Constant tension may seem like a surprising cause of hair damage, but it’s a real thing. It’s called traction alopecia. You see it many times in hairstyles that use super tight ponytails or braids that stay in place for long periods of time. This constant tension in one spot causes weak spots inside the hair strand, that will eventually give up and just snap. Most beauty pros will caution ladies from wearing tight pony tails in the same exact spot (sorry ballerinas, cheerleaders, divers, and gymnasts!), as well as from wearing extensions for extended lengths of time. Instead, try to move the position of the pony tail around so that the source of tension is not constant. Try to limit the tension as well, but using silicone bands.

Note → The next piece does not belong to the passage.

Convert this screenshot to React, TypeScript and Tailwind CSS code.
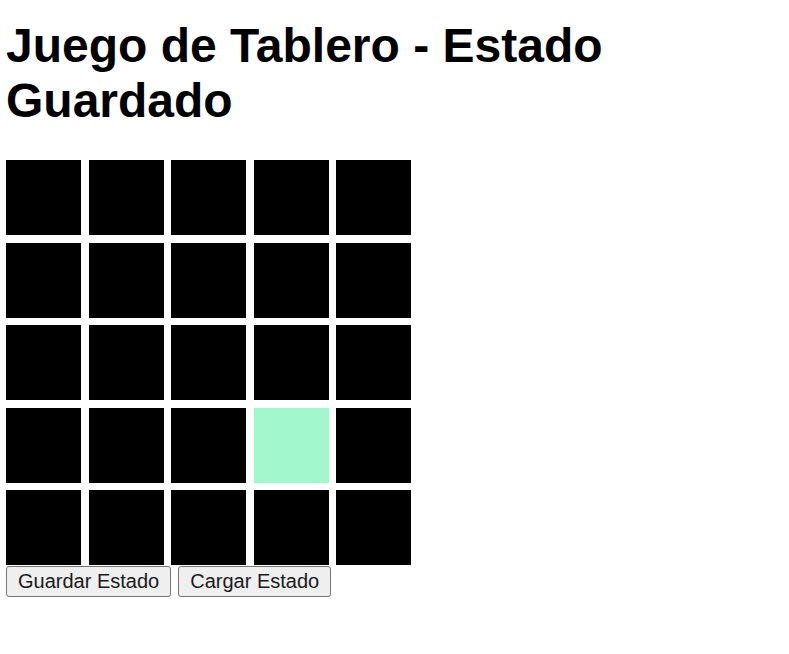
const SIZE = 5
// highlighted cell (row, col)
const ACTIVE = { row: 3, col: 3 }

export default function App() {
  const cells = Array.from({ length: SIZE * SIZE }, (_, i) => ({
    row: Math.floor(i / SIZE),
    col: i % SIZE,
  }))

  return (
    <div className="min-h-screen bg-white px-[6px] pt-[18px] font-['Liberation_Sans',Arial,sans-serif] text-black">
      <h1 className="text-[48px] font-bold leading-[55px]">
        Juego de Tablero - Estado Guardado
      </h1>

      <div className="mt-[32px] grid w-[405px] grid-cols-[repeat(5,75px)] gap-[7.5px]">
        {cells.map((c) => (
          <div
            key={`${c.row}-${c.col}`}
            className={
              c.row === ACTIVE.row && c.col === ACTIVE.col
                ? "h-[75px] w-[75px] bg-[#a3f7cc]"
                : "h-[75px] w-[75px] bg-black"
            }
          />
        ))}
      </div>

      <div className="mt-[1px] flex gap-[7px]">
        <button className="h-[31px] rounded-[3px] border border-[#767676] bg-[#efefef] px-[11px] text-[20px] leading-[23px] text-[#1a1a1a]">
          Guardar Estado
        </button>
        <button className="h-[31px] rounded-[3px] border border-[#767676] bg-[#efefef] px-[11px] text-[20px] leading-[23px] text-[#1a1a1a]">
          Cargar Estado
        </button>
      </div>
    </div>
  )
}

Environmental damage is probably the damage least in anyone’s control. Unless you’re working in an environment that has abnormal toxins, we’re mostly talking about the effects that sun and wind can have on your hair. Most people aren’t surprised to hear that the sun can have bad effects on your hair…who hasn’t spent a little too much time in the sun and gotten “natural” highlights…along with super dry hair? Many, however, are surprised that wind can have the same effect on your hair. Protecting your hair from sun and wind damage is most effectively done with a hat or scarf, but there are products out there that carry some environmental protection (such as UV protectant).
Finally, medications can really take a toll on your hair. The primary medication most people think about in terms of hair damage is chemotherapy, but hormone medications, heart medications, thyroid medications, and some skin care medications can also damage your hair. Unfortunately, the effects that these medications have on your hair are (rightly) much lower on your medical professionals list of concerns. Your health must always take priority. That doesn’t mean you shouldn’t talk about your concerns with your medical professional, because many times there may be alternate medications or different doses that could have a positive effect on your hair health. It can’t hurt to ask!